Ricky Tomlinson, star of BBC sitcom The Royle Family talks openly about how him and his building work mates were stitched up by the establishment, charged with conspiracy and sentenced to three years imprisonment.
The trial in 1973 lasted 55 days and in today’s money cost around £10 million. Now he’s asking why the government won’t release the papers after 42 years, and why Kenneth Clarke MP does not want the files reviewed until 2021.
I’ve been a fan of Ricky Tomlinson for many many years, and I was lucky that his one and only Fringe date, was on my final day in Edinburgh. This was in-fact the 76-year-old’s Fringe debut, but we weren’t in for an hour of laughs.
Before he came out on stage there was a real buzz in the packed out Music Hall at The Assembly Rooms, and when he did come out on stage he was greeted by wonderful applause, and the audience could not have been warmer towards him throughout.

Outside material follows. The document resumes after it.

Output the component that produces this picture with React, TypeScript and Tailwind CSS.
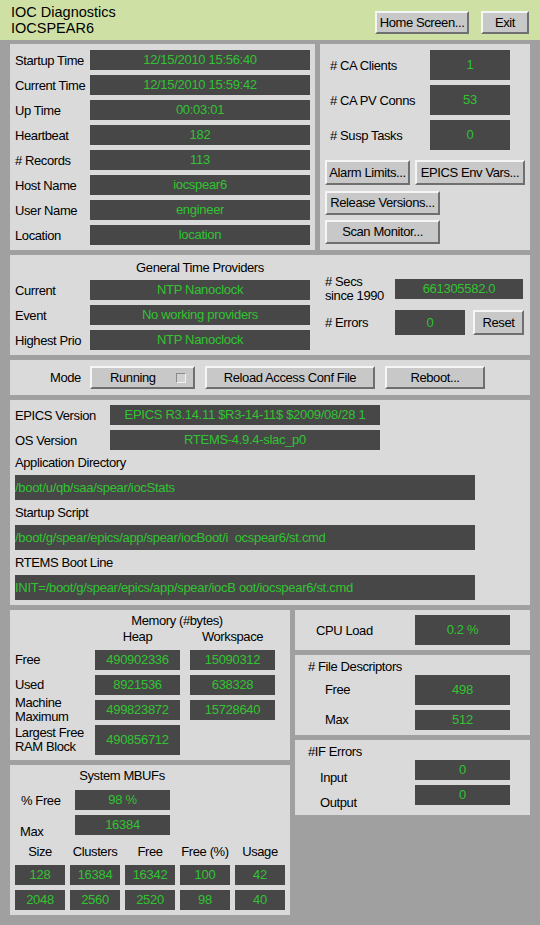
import React from "react";

type P = { children?: React.ReactNode; className?: string };

const V = ({ children, className = "", left = false }: P & { left?: boolean }) => (
  <div
    className={`bg-[#474747] text-[#31c331] text-[13px] tracking-[-0.3px] flex items-center overflow-hidden whitespace-pre shrink-0 ${
      left ? "justify-start" : "justify-center"
    } ${className}`}
  >
    {children}
  </div>
);

const Btn = ({ children, className = "" }: P) => (
  <div
    className={`bg-[#c8c8c8] border-2 border-t-[#f5f5f5] border-l-[#f5f5f5] border-b-[#6f6f6f] border-r-[#6f6f6f] flex items-center justify-center text-[13px] tracking-[-0.4px] text-black shrink-0 ${className}`}
  >
    {children}
  </div>
);

const Panel = ({ children, className = "" }: P) => (
  <div className={`bg-[#dadada] ${className}`}>{children}</div>
);

const Row = ({ label, value }: { label: string; value: string }) => (
  <div className="flex items-center h-[20px]">
    <div className="w-[75px] shrink-0 pt-[2px]">{label}</div>
    <V className="w-[220px] h-[20px]">{value}</V>
  </div>
);

export default function App() {
  return (
    <div className="w-[540px] h-[925px] bg-[#a0a0a0] text-black text-[13px] tracking-[-0.4px] font-['Liberation_Sans',Arial,sans-serif] overflow-hidden">
      {/* Header */}
      <div className="h-[40px] bg-[#cfe0a4] flex items-start px-[11px]">
        <div className="pt-[4px] text-[14.5px] leading-[16px] tracking-[0px]">
          <div>IOC Diagnostics</div>
          <div>IOCSPEAR6</div>
        </div>
        <div className="ml-auto mt-[11px] flex gap-[12px]">
          <Btn className="w-[94px] h-[23px]">Home Screen...</Btn>
          <Btn className="w-[48px] h-[23px]">Exit</Btn>
        </div>
      </div>

      <div className="px-[10px] pt-[4px] flex flex-col gap-[5px]">
        {/* Row 1 */}
        <div className="flex gap-[5px] h-[206px]">
          <Panel className="w-[305px] pt-[6px] px-[5px] flex flex-col gap-[5px]">
            <Row label="Startup Time" value="12/15/2010 15:56:40" />
            <Row label="Current Time" value="12/15/2010 15:59:42" />
            <Row label="Up Time" value="00:03:01" />
            <Row label="Heartbeat" value="182" />
            <Row label="# Records" value="113" />
            <Row label="Host Name" value="iocspear6" />
            <Row label="User Name" value="engineer" />
            <Row label="Location" value="location" />
          </Panel>
          <Panel className="w-[210px] pt-[6px] pl-[5px] flex flex-col">
            <div className="flex flex-col gap-[5px]">
              {[
                ["# CA Clients", "1"],
                ["# CA PV Conns", "53"],
                ["# Susp Tasks", "0"],
              ].map(([l, v]) => (
                <div key={l} className="flex items-center h-[30px]">
                  <div className="w-[105px] pl-[5px] pt-[2px] shrink-0">{l}</div>
                  <V className="w-[80px] h-[30px]">{v}</V>
                </div>
              ))}
            </div>
            <div className="flex gap-[5px] mt-[10px]">
              <Btn className="w-[85px] h-[25px]">Alarm Limits...</Btn>
              <Btn className="w-[110px] h-[25px]">EPICS Env Vars...</Btn>
            </div>
            <Btn className="w-[115px] h-[24px] mt-[6px]">Release Versions...</Btn>
            <Btn className="w-[115px] h-[24px] mt-[5px]">Scan Monitor...</Btn>
          </Panel>
        </div>

        {/* Row 2: time providers */}
        <Panel className="h-[100px] flex">
          <div className="w-[315px] pt-[3px] pl-[5px] flex flex-col">
            <div className="h-[20px] leading-[20px] ml-[75px] w-[220px] text-center">General Time Providers</div>
            <div className="mt-[2px] flex flex-col gap-[5px]">
              <Row label="Current" value="NTP Nanoclock" />
              <Row label="Event" value="No working providers" />
              <Row label="Highest Prio" value="NTP Nanoclock" />
            </div>
          </div>
          <div className="pt-[21px] flex flex-col">
            <div className="flex items-center h-[26px]">
              <div className="w-[70px] leading-[14px] shrink-0">
                <div># Secs</div>
                <div>since 1990</div>
              </div>
              <V className="w-[128px] h-[20px]">661305582.0</V>
            </div>
            <div className="flex items-center h-[25px] mt-[8px]">
              <div className="w-[70px] shrink-0"># Errors</div>
              <V className="w-[70px] h-[25px]">0</V>
              <Btn className="w-[51px] h-[25px] ml-[8px]">Reset</Btn>
            </div>
          </div>
        </Panel>

        {/* Row 3: mode */}
        <Panel className="h-[35px] flex items-center pl-[40px]">
          <div className="w-[40px] shrink-0">Mode</div>
          <Btn className="w-[105px] h-[23px] !justify-start pl-[18px] pr-[7px]">
            <span>Running</span>
            <span className="ml-auto w-[10px] h-[10px] border border-t-[#8a8a8a] border-l-[#8a8a8a] border-b-[#f2f2f2] border-r-[#f2f2f2] bg-[#d0d0d0]" />
          </Btn>
          <Btn className="w-[170px] h-[23px] ml-[10px]">Reload Access Conf File</Btn>
          <Btn className="w-[100px] h-[23px] ml-[10px]">Reboot...</Btn>
        </Panel>

        {/* Row 4: versions */}
        <Panel className="h-[205px] pt-[5px] pl-[5px] flex flex-col">
          <div className="flex items-center h-[20px]">
            <div className="w-[95px] shrink-0 pt-[2px]">EPICS Version</div>
            <V className="w-[270px] h-[20px]">EPICS R3.14.11 $R3-14-11$ $2009/08/28 1</V>
          </div>
          <div className="flex items-center h-[20px] mt-[5px]">
            <div className="w-[95px] shrink-0 pt-[2px]">OS Version</div>
            <V className="w-[270px] h-[20px]">RTEMS-4.9.4-slac_p0</V>
          </div>
          <div className="h-[25px] flex items-center">Application Directory</div>
          <V left className="w-[460px] h-[25px]">/boot/u/qb/saa/spear/iocStats</V>
          <div className="h-[25px] flex items-center">Startup Script</div>
          <V left className="w-[460px] h-[25px]">/boot/g/spear/epics/app/spear/iocBoot/i  ocspear6/st.cmd</V>
          <div className="h-[25px] flex items-center">RTEMS Boot Line</div>
          <V left className="w-[460px] h-[25px]">INIT=/boot/g/spear/epics/app/spear/iocB oot/iocspear6/st.cmd</V>
        </Panel>

        {/* Row 5 */}
        <div className="flex gap-[5px]">
          <div className="w-[280px] flex flex-col gap-[5px]">
            {/* Memory */}
            <Panel className="h-[150px] pt-[3px] pl-[5px] flex flex-col">
              <div className="h-[16px] leading-[16px] ml-[72px] w-[180px] text-center">Memory (#bytes)</div>
              <div className="h-[16px] leading-[16px] flex">
                <div className="w-[80px]" />
                <div className="w-[85px] text-center">Heap</div>
                <div className="w-[85px] ml-[10px] text-center">Workspace</div>
              </div>
              <div className="mt-[5px] flex flex-col gap-[5px]">
                {[
                  ["Free", "490902336", "15090312"],
                  ["Used", "8921536", "638328"],
                  ["Machine\nMaximum", "499823872", "15728640"],
                ].map(([l, h, w]) => (
                  <div key={l} className="flex items-center h-[20px]">
                    <div className="w-[80px] shrink-0 whitespace-pre leading-[14px]">{l}</div>
                    <V className="w-[85px] h-[20px]">{h}</V>
                    <V className="w-[85px] h-[20px] ml-[10px]">{w}</V>
                  </div>
                ))}
                <div className="flex items-center h-[30px]">
                  <div className="w-[80px] shrink-0 leading-[14px]">
                    <div>Largest Free</div>
                    <div>RAM Block</div>
                  </div>
                  <V className="w-[85px] h-[30px]">490856712</V>
                </div>
              </div>
            </Panel>

            {/* MBUFs */}
            <Panel className="h-[150px] pt-[3px] pl-[5px] flex flex-col">
              <div className="h-[16px] leading-[16px] ml-[57px] w-[100px] text-center">System MBUFs</div>
              <div className="flex items-center h-[20px] mt-[6px]">
                <div className="w-[60px] pl-[6px] pt-[2px] shrink-0">% Free</div>
                <V className="w-[95px] h-[20px]">98 %</V>
              </div>
              <div className="flex items-start h-[20px] mt-[5px]">
                <div className="w-[60px] pl-[5px] pt-[10px] leading-[14px] shrink-0">Max</div>
                <V className="w-[95px] h-[20px]">16384</V>
              </div>
              <div className="flex gap-[5px] h-[30px] items-center pt-[3px]">
                {["Size", "Clusters", "Free", "Free (%)", "Usage"].map((h) => (
                  <div key={h} className="w-[50px] text-center whitespace-nowrap">{h}</div>
                ))}
              </div>
              <div className="flex flex-col gap-[5px]">
                {[
                  ["128", "16384", "16342", "100", "42"],
                  ["2048", "2560", "2520", "98", "40"],
                ].map((r, i) => (
                  <div key={i} className="flex gap-[5px]">
                    {r.map((c, j) => (
                      <V key={j} className="w-[50px] h-[20px]">{c}</V>
                    ))}
                  </div>
                ))}
              </div>
            </Panel>
          </div>

          <div className="w-[235px] flex flex-col gap-[5px]">
            <Panel className="h-[40px] flex items-center pl-[21px]">
              <div className="w-[99px] shrink-0 pt-[2px]">CPU Load</div>
              <V className="w-[95px] h-[30px]">0.2 %</V>
            </Panel>
            <Panel className="h-[80px] pt-[5px] pl-[13px] flex flex-col">
              <div className="h-[14px] leading-[14px]"># File Descriptors</div>
              <div className="flex items-center h-[30px] mt-[1px]">
                <div className="w-[107px] pl-[17px] shrink-0">Free</div>
                <V className="w-[95px] h-[30px]">498</V>
              </div>
              <div className="flex items-center h-[20px] mt-[5px]">
                <div className="w-[107px] pl-[17px] shrink-0">Max</div>
                <V className="w-[95px] h-[20px]">512</V>
              </div>
            </Panel>
            <Panel className="h-[75px] pt-[5px] pl-[13px] flex flex-col">
              <div className="h-[14px] leading-[14px]">#IF Errors</div>
              <div className="flex h-[20px] mt-[1px]">
                <div className="w-[107px] pl-[12px] shrink-0 self-end leading-[14px] -mb-[5px]">Input</div>
                <V className="w-[95px] h-[20px]">0</V>
              </div>
              <div className="flex h-[20px] mt-[5px]">
                <div className="w-[107px] pl-[12px] shrink-0 self-end leading-[14px] -mb-[5px]">Output</div>
                <V className="w-[95px] h-[20px]">0</V>
              </div>
            </Panel>
          </div>
        </div>
      </div>
    </div>
  );
}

He discussed at length how and why he was sentenced (wrongly) to two years in prison. He began by telling us how in the early 1970s he was working as a plasterer in North Wales and was shocked by the standards of health and safety he saw. Coal miners at the time were recording a death a day, and Ricky believes builders weren’t far behind that statistic.
This is when he decided to strike for better work conditions. To this day the strike that Ricky carried out remains the only national builders’ strike in the UK. Weeks went by without fanfare but then one day he was approached by police detectives who wanted him to be a prosecution witness against a group of strikers. Ricky refused to do so, which is when he was arrested, leading to a trial lasting 55 days.
Ricky then spoke about the time he went on hunger strike for 31 days, how bad the conditions were inside and called on a change to allow people to see how our British prisons are run. Having now hired his own researcher, Ricky is keen to get his hands on his case documents which have been locked away for national security reasons. However he has been faced with setback after setback, and believes that someone somewhere has something to hide, and he wants to know what.
Out of all the performers capable of making me cry, I didn’t think Tomlinson would be the one to do so. Tears of laughter maybe, but when Ricky himself got emotional I couldn’t help but join him. He spoke so openly and honestly about a time in his life which clearly means a great deal to him, and I sincerely hope that Ricky does receive some answers. It’s the least he deserves. One thing’s for sure, Ricky isn’t a man who’s going to give up.
After a fascinating hour, which actually overran by 10 minutes, Ricky received a deserving standing ovation from the audience and promised to be back next year with his comedy show, where he will tell us stories about Norman Wisdom and the truth about Cilla Black, who he didn’t like.
It’s a shame he only did one performance as I would highly recommend going to hear him speak. He really is a fascinating man with a very passionate story to tell.